Written task: Leave out any picture and return the remaining listing below exactly as given.
[Start Given data]
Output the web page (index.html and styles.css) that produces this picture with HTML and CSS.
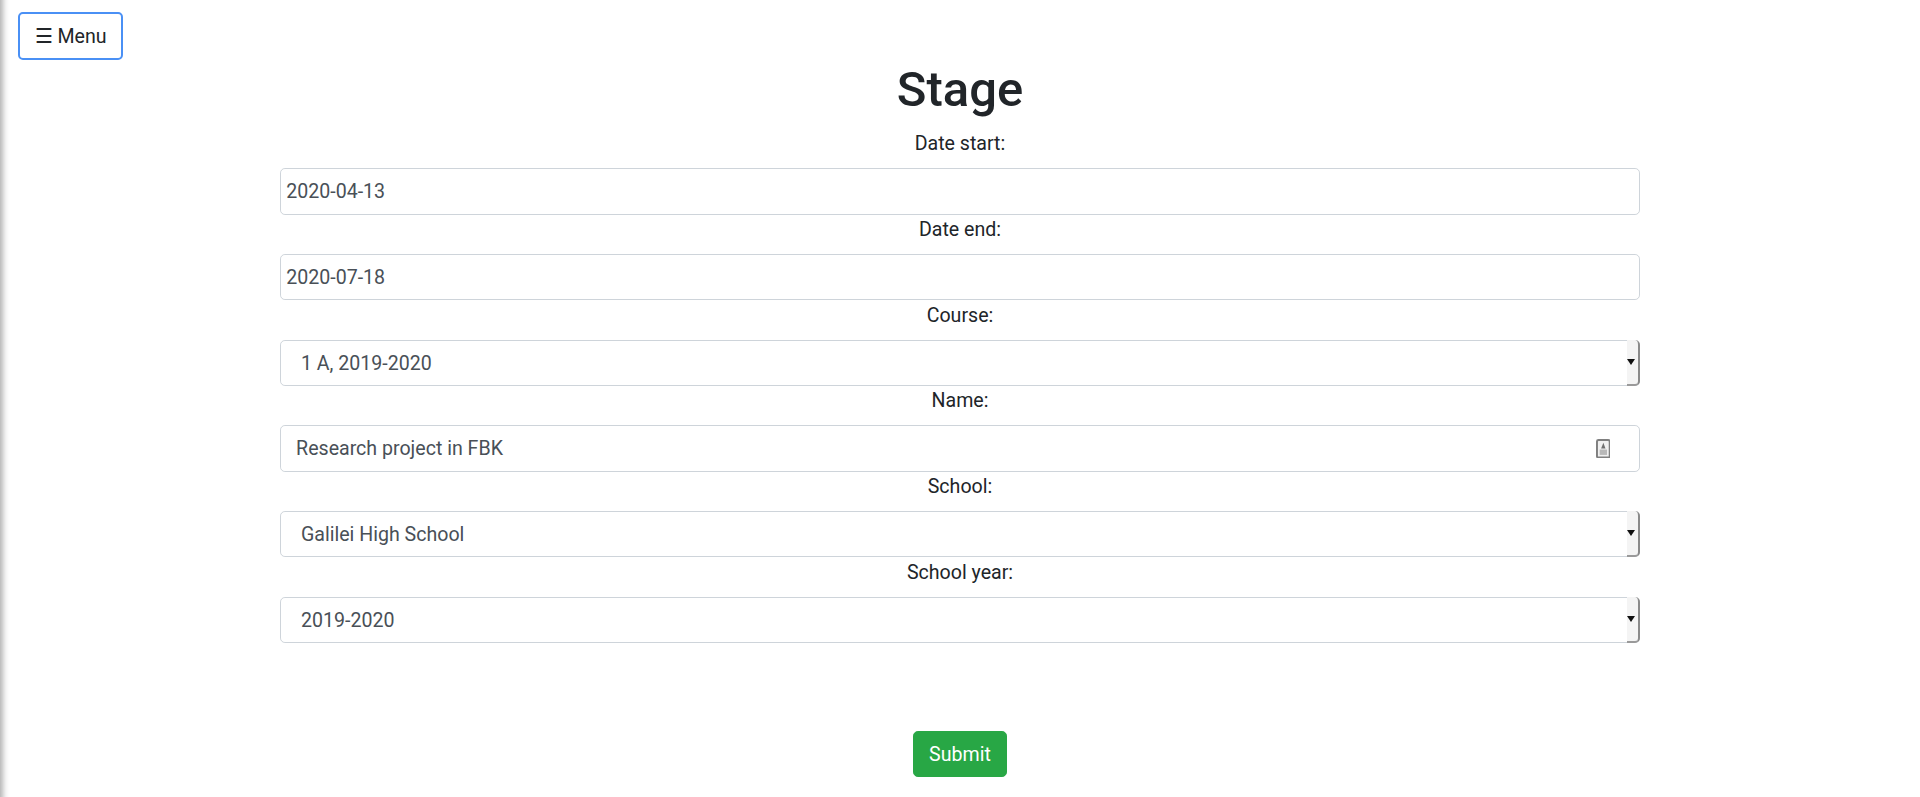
FILE: index.html
```html
<!DOCTYPE html>
<html lang="en">
<head>
<meta charset="utf-8">
<title>Stage</title>
<link rel="stylesheet" href="styles.css">
</head>
<body>
<div class="sidebar-edge"></div>
<button class="menu-btn" type="button">☰ Menu</button>
<main class="page">
  <h1 class="title">Stage</h1>
  <form class="form">
    <label class="field-label" for="ds">Date start:</label>
    <input class="control plain" id="ds" type="text" value="2020-04-13">
    <label class="field-label" for="de">Date end:</label>
    <input class="control plain" id="de" type="text" value="2020-07-18">
    <label class="field-label" for="co">Course:</label>
    <div class="select-wrap">
      <select class="control select" id="co"><option>1 A, 2019-2020</option></select>
      <span class="select-arrow"></span>
    </div>
    <label class="field-label" for="na">Name:</label>
    <div class="name-wrap">
      <input class="control named" id="na" type="text" value="Research project in FBK">
      <svg class="contact-icon" viewBox="0 0 12 16" width="12" height="16" aria-hidden="true">
        <rect x="0.8" y="0.8" width="10.4" height="14.4" rx="1.2" fill="#f0f0f0" stroke="#7f7f7f" stroke-width="1.6"/>
        <path d="M6 3 4.2 7.8h3.6z" fill="#6f6f6f"/>
        <rect x="3" y="8.6" width="6" height="4.4" fill="#b8b8b8"/>
      </svg>
    </div>
    <label class="field-label" for="sc">School:</label>
    <div class="select-wrap">
      <select class="control select" id="sc"><option>Galilei High School</option></select>
      <span class="select-arrow"></span>
    </div>
    <label class="field-label" for="sy">School year:</label>
    <div class="select-wrap">
      <select class="control select" id="sy"><option>2019-2020</option></select>
      <span class="select-arrow"></span>
    </div>
    <button class="submit-btn" type="submit">Submit</button>
  </form>
</main>
</body>
</html>
```
FILE: styles.css
```css
* { box-sizing: border-box; }
html { zoom: 1.2245; }
html, body { margin: 0; }
body {
  position: relative;
  height: 651px;
  overflow: hidden;
  background: #fff;
  color: #212529;
  font-family: Roboto, "Liberation Sans", sans-serif;
  font-size: 16px;
  line-height: 1.5;
}
.sidebar-edge {
  position: absolute;
  left: -6px; top: -10px; bottom: -10px;
  width: 6px;
  box-shadow: 1.5px 0 6px rgba(0,0,0,.42);
}
.menu-btn {
  position: absolute;
  left: 15px; top: 10px;
  height: 38.6px;
  padding: 1px 11.7px 0;
  background: #fff;
  border: 2px solid #4a90f5;
  border-radius: 4px;
  color: #212529;
  font: inherit;
}
.page { width: 1140px; margin: 0 auto; padding: 49.4px 15px 0; }
.title { margin: 0 0 7.7px; padding-top: 0.3px; font-size: 40px; font-weight: 500; line-height: 1.2; text-align: center; }
.form { display: flex; flex-direction: column; align-items: center; }
.field-label { display: block; padding-top: 0.3px; margin-bottom: 7.7px; text-align: center; }
.control {
  display: block;
  width: 100%;
  height: 38px;
  background: #fff;
  border: 1px solid #ced4da;
  border-radius: 4px;
  color: #495057;
  font: inherit;
  outline: none;
}
.plain { padding: 0.6px 4px 0; }
.named { padding: 0.6px 12px 0; }
.name-wrap, .select-wrap { position: relative; width: 100%; }
.select { appearance: none; -webkit-appearance: none; padding: 0.6px 16px 0; }
.select-arrow {
  position: absolute;
  right: 0; top: 0; bottom: 0;
  width: 10.5px;
  background: #f4f4f4;
  border-right: 2px solid #8a8a8a;
  border-bottom: 2px solid #9a9a9a;
  border-radius: 0 4px 4px 0;
}
.select-arrow::after {
  content: "";
  position: absolute;
  left: 0.5px; top: 15.5px;
  border-left: 4px solid transparent;
  border-right: 4px solid transparent;
  border-top: 5px solid #111;
}
.contact-icon { position: absolute; right: 24px; top: 11px; }
.submit-btn {
  margin-top: 71.9px;
  height: 37.7px;
  padding: 0 12px;
  background: #28a745;
  border: 1px solid #28a745;
  border-radius: 4px;
  color: #fff;
  font: inherit;
}
```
[End Given data]
Reply to the exercise:
Output the web page (index.html and styles.css) that produces this picture with HTML and CSS.
FILE: index.html
```html
<!DOCTYPE html>
<html lang="en">
<head>
<meta charset="utf-8">
<title>Stage</title>
<link rel="stylesheet" href="styles.css">
</head>
<body>
<div class="sidebar-edge"></div>
<button class="menu-btn" type="button">☰ Menu</button>
<main class="page">
  <h1 class="title">Stage</h1>
  <form class="form">
    <label class="field-label" for="ds">Date start:</label>
    <input class="control plain" id="ds" type="text" value="2020-04-13">
    <label class="field-label" for="de">Date end:</label>
    <input class="control plain" id="de" type="text" value="2020-07-18">
    <label class="field-label" for="co">Course:</label>
    <div class="select-wrap">
      <select class="control select" id="co"><option>1 A, 2019-2020</option></select>
      <span class="select-arrow"></span>
    </div>
    <label class="field-label" for="na">Name:</label>
    <div class="name-wrap">
      <input class="control named" id="na" type="text" value="Research project in FBK">
      <svg class="contact-icon" viewBox="0 0 12 16" width="12" height="16" aria-hidden="true">
        <rect x="0.8" y="0.8" width="10.4" height="14.4" rx="1.2" fill="#f0f0f0" stroke="#7f7f7f" stroke-width="1.6"/>
        <path d="M6 3 4.2 7.8h3.6z" fill="#6f6f6f"/>
        <rect x="3" y="8.6" width="6" height="4.4" fill="#b8b8b8"/>
      </svg>
    </div>
    <label class="field-label" for="sc">School:</label>
    <div class="select-wrap">
      <select class="control select" id="sc"><option>Galilei High School</option></select>
      <span class="select-arrow"></span>
    </div>
    <label class="field-label" for="sy">School year:</label>
    <div class="select-wrap">
      <select class="control select" id="sy"><option>2019-2020</option></select>
      <span class="select-arrow"></span>
    </div>
    <button class="submit-btn" type="submit">Submit</button>
  </form>
</main>
</body>
</html>
```
FILE: styles.css
```css
* { box-sizing: border-box; }
html { zoom: 1.2245; }
html, body { margin: 0; }
body {
  position: relative;
  height: 651px;
  overflow: hidden;
  background: #fff;
  color: #212529;
  font-family: Roboto, "Liberation Sans", sans-serif;
  font-size: 16px;
  line-height: 1.5;
}
.sidebar-edge {
  position: absolute;
  left: -6px; top: -10px; bottom: -10px;
  width: 6px;
  box-shadow: 1.5px 0 6px rgba(0,0,0,.42);
}
.menu-btn {
  position: absolute;
  left: 15px; top: 10px;
  height: 38.6px;
  padding: 1px 11.7px 0;
  background: #fff;
  border: 2px solid #4a90f5;
  border-radius: 4px;
  color: #212529;
  font: inherit;
}
.page { width: 1140px; margin: 0 auto; padding: 49.4px 15px 0; }
.title { margin: 0 0 7.7px; padding-top: 0.3px; font-size: 40px; font-weight: 500; line-height: 1.2; text-align: center; }
.form { display: flex; flex-direction: column; align-items: center; }
.field-label { display: block; padding-top: 0.3px; margin-bottom: 7.7px; text-align: center; }
.control {
  display: block;
  width: 100%;
  height: 38px;
  background: #fff;
  border: 1px solid #ced4da;
  border-radius: 4px;
  color: #495057;
  font: inherit;
  outline: none;
}
.plain { padding: 0.6px 4px 0; }
.named { padding: 0.6px 12px 0; }
.name-wrap, .select-wrap { position: relative; width: 100%; }
.select { appearance: none; -webkit-appearance: none; padding: 0.6px 16px 0; }
.select-arrow {
  position: absolute;
  right: 0; top: 0; bottom: 0;
  width: 10.5px;
  background: #f4f4f4;
  border-right: 2px solid #8a8a8a;
  border-bottom: 2px solid #9a9a9a;
  border-radius: 0 4px 4px 0;
}
.select-arrow::after {
  content: "";
  position: absolute;
  left: 0.5px; top: 15.5px;
  border-left: 4px solid transparent;
  border-right: 4px solid transparent;
  border-top: 5px solid #111;
}
.contact-icon { position: absolute; right: 24px; top: 11px; }
.submit-btn {
  margin-top: 71.9px;
  height: 37.7px;
  padding: 0 12px;
  background: #28a745;
  border: 1px solid #28a745;
  border-radius: 4px;
  color: #fff;
  font: inherit;
}
```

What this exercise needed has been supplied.